Web page code records:
----------------
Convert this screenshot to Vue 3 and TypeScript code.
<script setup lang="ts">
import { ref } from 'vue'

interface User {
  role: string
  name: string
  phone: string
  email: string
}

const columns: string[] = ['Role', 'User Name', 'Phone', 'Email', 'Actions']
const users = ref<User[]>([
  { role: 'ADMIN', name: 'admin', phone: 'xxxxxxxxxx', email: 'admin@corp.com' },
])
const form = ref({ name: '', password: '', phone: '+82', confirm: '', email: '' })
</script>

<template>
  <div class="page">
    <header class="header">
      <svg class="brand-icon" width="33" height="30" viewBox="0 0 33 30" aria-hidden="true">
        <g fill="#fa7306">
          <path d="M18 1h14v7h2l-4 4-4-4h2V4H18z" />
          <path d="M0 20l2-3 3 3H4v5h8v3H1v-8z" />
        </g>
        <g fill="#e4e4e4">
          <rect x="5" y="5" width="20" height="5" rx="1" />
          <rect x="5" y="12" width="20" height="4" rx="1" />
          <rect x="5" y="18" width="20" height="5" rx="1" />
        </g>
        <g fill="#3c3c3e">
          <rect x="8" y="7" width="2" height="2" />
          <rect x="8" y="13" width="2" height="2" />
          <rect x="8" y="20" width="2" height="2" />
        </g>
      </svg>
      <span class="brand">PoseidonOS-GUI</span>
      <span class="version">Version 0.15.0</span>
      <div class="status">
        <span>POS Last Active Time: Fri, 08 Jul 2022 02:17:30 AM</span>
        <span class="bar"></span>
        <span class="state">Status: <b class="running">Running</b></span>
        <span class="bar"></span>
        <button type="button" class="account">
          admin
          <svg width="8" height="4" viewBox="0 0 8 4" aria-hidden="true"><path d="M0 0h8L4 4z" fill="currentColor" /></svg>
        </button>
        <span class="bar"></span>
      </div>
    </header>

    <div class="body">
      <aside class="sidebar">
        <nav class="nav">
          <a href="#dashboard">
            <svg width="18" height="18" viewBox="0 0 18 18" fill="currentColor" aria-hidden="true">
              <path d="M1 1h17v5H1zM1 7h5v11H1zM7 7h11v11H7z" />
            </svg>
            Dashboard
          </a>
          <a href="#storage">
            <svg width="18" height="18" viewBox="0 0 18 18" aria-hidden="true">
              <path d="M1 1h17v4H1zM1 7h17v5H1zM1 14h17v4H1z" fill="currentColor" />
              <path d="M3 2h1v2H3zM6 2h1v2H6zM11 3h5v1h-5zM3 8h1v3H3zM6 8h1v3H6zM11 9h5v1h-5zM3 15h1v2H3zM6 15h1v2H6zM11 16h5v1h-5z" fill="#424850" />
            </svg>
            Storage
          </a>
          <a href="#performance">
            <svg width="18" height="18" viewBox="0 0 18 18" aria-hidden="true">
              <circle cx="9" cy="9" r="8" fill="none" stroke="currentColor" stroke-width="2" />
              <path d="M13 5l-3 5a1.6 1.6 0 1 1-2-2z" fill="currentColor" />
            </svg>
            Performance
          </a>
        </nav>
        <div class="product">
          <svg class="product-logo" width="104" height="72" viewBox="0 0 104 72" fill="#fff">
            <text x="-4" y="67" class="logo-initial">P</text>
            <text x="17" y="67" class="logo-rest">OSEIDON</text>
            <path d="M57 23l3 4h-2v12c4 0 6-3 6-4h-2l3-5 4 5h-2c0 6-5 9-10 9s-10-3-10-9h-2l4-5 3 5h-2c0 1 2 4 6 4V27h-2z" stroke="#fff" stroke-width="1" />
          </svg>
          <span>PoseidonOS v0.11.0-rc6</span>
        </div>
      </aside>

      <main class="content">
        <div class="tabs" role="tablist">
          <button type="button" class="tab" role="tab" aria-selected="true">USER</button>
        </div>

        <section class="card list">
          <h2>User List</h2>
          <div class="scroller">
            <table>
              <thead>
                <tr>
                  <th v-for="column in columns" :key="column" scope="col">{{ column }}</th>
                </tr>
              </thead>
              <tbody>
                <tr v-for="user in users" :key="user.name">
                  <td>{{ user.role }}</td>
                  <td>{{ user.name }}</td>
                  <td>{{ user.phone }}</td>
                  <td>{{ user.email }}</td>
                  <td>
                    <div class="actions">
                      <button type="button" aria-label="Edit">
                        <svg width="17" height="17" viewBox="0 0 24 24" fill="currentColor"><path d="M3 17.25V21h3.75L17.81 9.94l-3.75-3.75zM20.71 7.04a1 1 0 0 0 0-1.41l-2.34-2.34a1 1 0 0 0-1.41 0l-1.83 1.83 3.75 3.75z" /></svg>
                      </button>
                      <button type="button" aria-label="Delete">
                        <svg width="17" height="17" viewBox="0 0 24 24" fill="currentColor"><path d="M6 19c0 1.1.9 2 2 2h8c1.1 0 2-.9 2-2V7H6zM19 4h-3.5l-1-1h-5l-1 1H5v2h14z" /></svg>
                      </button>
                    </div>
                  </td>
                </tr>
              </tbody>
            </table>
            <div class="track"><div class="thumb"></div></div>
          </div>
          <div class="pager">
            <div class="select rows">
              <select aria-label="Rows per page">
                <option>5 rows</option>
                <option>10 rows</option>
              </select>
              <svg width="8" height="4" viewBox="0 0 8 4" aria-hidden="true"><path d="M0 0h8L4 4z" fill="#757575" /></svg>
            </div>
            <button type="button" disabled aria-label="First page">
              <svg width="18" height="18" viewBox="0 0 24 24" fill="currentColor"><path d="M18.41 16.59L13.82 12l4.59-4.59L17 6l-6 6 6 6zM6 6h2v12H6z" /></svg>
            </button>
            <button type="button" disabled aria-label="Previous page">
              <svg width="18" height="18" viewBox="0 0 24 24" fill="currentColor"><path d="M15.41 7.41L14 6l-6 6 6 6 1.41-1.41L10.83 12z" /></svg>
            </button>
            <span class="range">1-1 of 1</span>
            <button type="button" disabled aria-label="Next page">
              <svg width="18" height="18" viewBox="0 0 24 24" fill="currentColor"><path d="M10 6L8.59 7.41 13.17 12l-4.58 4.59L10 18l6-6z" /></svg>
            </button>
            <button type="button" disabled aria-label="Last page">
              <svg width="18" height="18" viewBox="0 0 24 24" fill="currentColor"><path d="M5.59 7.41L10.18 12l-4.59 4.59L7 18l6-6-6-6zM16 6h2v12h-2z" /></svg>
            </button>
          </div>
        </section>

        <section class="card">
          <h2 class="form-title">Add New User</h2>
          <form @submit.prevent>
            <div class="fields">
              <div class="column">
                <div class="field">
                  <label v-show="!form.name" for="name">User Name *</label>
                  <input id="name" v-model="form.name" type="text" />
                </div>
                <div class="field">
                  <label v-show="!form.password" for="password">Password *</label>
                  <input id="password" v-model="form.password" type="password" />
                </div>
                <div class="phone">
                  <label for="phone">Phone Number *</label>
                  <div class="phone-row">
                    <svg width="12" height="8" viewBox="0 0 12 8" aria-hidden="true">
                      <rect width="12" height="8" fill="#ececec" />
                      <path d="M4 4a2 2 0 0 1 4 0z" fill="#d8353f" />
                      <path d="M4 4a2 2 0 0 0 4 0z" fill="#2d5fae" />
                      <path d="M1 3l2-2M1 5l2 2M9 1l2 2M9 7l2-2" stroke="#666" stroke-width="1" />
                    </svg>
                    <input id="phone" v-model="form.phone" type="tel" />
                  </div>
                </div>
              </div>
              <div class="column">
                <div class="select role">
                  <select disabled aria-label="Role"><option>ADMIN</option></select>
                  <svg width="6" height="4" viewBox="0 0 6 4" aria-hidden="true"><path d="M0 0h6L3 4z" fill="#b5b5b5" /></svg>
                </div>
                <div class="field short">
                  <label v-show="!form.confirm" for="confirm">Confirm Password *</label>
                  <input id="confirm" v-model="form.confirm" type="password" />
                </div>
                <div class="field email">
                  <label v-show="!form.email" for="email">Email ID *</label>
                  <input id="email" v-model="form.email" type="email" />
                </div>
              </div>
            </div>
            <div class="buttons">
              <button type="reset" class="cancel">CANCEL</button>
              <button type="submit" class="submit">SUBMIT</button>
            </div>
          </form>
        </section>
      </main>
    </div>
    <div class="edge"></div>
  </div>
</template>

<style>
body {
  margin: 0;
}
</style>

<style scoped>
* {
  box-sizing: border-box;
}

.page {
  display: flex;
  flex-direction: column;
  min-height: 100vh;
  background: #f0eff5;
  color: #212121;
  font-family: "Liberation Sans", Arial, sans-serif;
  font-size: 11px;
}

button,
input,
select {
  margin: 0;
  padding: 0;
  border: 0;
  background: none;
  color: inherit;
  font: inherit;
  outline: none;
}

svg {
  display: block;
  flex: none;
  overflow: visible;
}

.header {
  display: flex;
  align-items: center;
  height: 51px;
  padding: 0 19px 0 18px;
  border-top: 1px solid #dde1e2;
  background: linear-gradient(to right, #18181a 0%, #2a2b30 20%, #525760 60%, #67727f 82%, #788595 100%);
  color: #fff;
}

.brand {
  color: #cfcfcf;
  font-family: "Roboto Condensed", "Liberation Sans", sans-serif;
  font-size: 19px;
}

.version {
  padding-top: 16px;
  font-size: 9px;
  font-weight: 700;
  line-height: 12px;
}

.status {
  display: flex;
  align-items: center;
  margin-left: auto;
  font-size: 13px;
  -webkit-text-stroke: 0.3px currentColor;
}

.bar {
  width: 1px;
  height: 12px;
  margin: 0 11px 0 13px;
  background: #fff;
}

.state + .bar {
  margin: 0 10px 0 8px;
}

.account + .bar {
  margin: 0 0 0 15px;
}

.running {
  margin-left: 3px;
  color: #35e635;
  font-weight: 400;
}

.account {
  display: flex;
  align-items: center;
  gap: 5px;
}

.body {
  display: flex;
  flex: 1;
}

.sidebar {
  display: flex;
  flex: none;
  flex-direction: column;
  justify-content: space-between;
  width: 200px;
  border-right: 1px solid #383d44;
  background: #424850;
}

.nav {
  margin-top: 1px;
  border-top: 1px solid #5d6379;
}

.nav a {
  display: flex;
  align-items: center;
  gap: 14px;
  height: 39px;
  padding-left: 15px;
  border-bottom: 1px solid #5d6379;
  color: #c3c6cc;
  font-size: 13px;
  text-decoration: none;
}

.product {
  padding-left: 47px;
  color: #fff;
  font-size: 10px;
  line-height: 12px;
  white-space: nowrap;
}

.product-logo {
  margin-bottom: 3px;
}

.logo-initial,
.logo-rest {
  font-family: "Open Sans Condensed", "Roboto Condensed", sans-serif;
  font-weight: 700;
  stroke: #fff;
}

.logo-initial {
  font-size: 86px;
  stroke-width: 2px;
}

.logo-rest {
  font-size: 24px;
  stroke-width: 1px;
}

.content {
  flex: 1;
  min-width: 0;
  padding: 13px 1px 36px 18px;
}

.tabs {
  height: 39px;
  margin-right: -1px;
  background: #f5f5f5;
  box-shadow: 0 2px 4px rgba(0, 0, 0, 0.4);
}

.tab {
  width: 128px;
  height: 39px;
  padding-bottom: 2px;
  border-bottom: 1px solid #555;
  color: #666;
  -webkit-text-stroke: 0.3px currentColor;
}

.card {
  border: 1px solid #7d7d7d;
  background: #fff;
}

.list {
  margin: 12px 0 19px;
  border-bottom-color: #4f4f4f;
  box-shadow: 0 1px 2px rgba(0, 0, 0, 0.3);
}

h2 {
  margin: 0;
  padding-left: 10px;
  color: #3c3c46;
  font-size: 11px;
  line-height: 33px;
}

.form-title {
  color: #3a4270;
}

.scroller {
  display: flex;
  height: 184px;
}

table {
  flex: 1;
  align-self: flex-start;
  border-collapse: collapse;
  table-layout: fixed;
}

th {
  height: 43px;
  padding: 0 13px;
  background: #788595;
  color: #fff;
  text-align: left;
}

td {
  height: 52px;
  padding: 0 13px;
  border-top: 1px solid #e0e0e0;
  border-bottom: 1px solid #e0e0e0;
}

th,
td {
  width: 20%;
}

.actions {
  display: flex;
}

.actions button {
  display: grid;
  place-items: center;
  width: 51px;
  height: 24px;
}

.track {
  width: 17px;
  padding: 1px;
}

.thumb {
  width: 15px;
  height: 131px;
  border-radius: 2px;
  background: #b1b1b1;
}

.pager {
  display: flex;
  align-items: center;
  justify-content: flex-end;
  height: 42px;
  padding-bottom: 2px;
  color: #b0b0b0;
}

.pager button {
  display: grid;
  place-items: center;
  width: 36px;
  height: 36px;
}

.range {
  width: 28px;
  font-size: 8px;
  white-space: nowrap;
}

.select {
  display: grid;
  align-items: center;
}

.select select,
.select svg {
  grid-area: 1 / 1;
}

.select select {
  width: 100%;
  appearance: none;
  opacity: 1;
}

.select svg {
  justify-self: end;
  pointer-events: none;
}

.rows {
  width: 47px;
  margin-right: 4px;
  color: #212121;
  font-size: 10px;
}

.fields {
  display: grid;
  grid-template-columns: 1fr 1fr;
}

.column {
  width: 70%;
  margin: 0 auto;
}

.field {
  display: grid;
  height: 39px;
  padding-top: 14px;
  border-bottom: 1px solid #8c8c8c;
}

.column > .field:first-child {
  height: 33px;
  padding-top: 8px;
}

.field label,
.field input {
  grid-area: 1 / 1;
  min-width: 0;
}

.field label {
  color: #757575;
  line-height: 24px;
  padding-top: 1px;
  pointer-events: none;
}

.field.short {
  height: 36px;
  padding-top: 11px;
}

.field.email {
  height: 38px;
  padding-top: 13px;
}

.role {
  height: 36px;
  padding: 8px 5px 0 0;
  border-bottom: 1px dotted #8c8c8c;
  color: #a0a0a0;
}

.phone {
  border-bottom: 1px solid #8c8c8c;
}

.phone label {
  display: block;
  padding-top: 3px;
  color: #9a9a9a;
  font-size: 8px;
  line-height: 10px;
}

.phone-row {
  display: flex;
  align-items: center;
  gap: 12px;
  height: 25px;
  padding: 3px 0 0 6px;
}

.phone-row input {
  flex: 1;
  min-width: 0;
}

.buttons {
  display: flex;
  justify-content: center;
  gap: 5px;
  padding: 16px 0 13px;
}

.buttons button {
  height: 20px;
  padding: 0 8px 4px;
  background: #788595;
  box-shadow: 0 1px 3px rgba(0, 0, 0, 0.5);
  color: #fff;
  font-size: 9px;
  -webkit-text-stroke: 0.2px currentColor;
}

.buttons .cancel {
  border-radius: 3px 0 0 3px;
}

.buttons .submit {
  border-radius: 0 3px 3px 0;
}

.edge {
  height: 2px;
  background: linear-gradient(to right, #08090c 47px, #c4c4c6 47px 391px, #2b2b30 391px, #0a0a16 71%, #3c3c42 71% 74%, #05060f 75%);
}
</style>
----------------
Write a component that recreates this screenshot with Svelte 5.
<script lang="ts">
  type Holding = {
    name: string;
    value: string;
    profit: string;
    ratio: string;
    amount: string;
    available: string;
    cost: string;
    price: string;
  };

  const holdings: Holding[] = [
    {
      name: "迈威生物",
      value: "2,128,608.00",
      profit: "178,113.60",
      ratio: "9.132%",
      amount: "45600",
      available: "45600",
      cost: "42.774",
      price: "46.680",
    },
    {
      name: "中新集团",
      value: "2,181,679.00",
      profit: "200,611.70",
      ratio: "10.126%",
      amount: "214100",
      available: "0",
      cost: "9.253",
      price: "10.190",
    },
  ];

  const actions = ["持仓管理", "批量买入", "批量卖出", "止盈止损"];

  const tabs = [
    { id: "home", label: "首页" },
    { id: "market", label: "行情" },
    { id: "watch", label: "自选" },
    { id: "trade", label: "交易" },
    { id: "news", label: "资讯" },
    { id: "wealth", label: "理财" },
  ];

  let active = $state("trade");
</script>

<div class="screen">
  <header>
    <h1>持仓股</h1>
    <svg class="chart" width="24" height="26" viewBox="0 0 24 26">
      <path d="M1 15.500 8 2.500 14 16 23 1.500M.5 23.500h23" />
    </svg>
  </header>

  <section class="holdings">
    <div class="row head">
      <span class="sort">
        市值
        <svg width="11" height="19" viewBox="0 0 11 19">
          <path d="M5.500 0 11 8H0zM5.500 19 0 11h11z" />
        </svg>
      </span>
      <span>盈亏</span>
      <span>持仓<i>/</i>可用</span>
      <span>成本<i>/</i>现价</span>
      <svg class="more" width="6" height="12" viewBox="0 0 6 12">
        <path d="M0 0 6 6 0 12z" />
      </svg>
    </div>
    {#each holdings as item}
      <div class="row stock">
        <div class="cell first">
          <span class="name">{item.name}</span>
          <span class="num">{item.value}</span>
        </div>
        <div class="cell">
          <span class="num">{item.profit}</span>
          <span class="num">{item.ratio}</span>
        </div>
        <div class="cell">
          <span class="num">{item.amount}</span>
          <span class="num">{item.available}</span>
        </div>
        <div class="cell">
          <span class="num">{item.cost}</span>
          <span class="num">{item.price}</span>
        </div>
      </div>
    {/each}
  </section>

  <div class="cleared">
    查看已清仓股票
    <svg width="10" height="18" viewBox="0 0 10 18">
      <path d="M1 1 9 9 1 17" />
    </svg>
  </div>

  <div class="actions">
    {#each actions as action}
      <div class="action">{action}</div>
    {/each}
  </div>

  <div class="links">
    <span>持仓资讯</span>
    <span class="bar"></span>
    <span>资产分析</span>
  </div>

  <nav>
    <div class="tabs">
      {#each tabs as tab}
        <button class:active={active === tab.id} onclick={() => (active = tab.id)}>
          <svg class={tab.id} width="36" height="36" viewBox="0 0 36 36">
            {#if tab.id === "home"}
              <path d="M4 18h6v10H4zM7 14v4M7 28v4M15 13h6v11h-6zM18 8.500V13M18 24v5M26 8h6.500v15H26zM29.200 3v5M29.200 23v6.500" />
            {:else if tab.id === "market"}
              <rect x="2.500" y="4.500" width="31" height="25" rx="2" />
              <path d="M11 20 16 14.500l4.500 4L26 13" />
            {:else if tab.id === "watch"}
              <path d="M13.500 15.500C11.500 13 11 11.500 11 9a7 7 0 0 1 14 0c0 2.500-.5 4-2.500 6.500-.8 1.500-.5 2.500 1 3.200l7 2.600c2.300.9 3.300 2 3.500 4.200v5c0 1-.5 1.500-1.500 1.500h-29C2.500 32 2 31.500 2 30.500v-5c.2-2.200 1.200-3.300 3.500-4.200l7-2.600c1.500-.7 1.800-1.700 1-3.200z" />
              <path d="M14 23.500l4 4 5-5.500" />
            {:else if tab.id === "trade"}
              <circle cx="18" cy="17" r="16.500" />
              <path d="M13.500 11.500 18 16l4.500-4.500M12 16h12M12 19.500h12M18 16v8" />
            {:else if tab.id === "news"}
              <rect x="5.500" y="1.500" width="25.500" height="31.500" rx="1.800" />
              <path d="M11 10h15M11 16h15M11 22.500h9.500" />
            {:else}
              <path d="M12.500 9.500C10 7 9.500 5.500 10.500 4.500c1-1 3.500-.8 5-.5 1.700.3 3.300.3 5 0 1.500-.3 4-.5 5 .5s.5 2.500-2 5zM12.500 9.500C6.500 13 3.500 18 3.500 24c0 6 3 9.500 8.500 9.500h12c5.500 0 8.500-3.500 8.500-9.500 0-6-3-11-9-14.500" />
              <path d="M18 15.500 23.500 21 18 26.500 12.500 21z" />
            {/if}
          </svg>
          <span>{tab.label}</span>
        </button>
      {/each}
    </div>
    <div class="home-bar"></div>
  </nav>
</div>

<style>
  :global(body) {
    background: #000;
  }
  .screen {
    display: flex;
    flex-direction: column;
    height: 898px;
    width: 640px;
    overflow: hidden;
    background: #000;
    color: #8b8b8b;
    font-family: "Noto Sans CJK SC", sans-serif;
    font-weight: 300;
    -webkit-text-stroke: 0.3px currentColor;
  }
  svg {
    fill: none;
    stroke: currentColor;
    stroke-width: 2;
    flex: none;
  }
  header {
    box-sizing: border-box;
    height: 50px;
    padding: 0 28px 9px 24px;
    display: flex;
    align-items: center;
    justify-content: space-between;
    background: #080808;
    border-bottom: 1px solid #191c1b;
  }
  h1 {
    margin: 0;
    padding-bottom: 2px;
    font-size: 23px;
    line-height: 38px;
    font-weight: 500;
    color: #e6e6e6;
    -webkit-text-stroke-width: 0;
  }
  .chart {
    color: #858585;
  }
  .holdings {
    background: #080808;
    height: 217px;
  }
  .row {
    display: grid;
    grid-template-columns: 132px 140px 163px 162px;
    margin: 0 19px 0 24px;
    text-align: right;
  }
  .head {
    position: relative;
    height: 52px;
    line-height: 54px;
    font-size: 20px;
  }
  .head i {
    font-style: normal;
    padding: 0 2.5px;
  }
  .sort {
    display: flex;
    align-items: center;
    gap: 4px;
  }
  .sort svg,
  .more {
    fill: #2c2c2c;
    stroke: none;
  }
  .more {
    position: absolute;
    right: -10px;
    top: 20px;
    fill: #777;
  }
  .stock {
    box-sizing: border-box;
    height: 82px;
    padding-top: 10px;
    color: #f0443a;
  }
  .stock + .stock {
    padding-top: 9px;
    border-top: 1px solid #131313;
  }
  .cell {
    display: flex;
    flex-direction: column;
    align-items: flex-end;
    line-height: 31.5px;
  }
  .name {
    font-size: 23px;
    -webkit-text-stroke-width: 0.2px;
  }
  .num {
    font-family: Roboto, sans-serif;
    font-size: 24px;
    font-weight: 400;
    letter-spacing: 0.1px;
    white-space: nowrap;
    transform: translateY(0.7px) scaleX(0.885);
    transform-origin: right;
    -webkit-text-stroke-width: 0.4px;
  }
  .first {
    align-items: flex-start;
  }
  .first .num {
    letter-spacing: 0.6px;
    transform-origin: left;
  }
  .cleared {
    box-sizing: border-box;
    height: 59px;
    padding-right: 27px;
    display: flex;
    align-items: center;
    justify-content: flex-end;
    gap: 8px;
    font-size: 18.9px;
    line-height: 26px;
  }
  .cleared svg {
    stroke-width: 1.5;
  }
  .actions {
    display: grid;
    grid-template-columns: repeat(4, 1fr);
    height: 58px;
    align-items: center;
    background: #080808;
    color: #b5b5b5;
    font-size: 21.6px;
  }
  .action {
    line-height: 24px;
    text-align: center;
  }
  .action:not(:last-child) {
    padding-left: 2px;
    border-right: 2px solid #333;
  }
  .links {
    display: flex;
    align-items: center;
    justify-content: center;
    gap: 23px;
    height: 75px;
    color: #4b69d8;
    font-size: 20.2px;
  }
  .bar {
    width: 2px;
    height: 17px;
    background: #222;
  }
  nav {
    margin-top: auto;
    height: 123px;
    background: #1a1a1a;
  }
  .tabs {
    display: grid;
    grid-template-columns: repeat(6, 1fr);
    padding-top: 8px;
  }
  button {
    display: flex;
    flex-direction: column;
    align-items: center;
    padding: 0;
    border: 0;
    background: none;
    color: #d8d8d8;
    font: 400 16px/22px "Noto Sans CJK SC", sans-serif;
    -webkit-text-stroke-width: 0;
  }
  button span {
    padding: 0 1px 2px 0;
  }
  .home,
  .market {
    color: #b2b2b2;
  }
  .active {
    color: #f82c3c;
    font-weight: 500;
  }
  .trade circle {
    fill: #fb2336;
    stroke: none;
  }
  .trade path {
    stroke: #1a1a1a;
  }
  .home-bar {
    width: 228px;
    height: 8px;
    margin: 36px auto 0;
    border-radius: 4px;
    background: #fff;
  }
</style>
----------------
Find every line that includes the string "screenshot". Report how many there are and nothing else.

**Final result**
2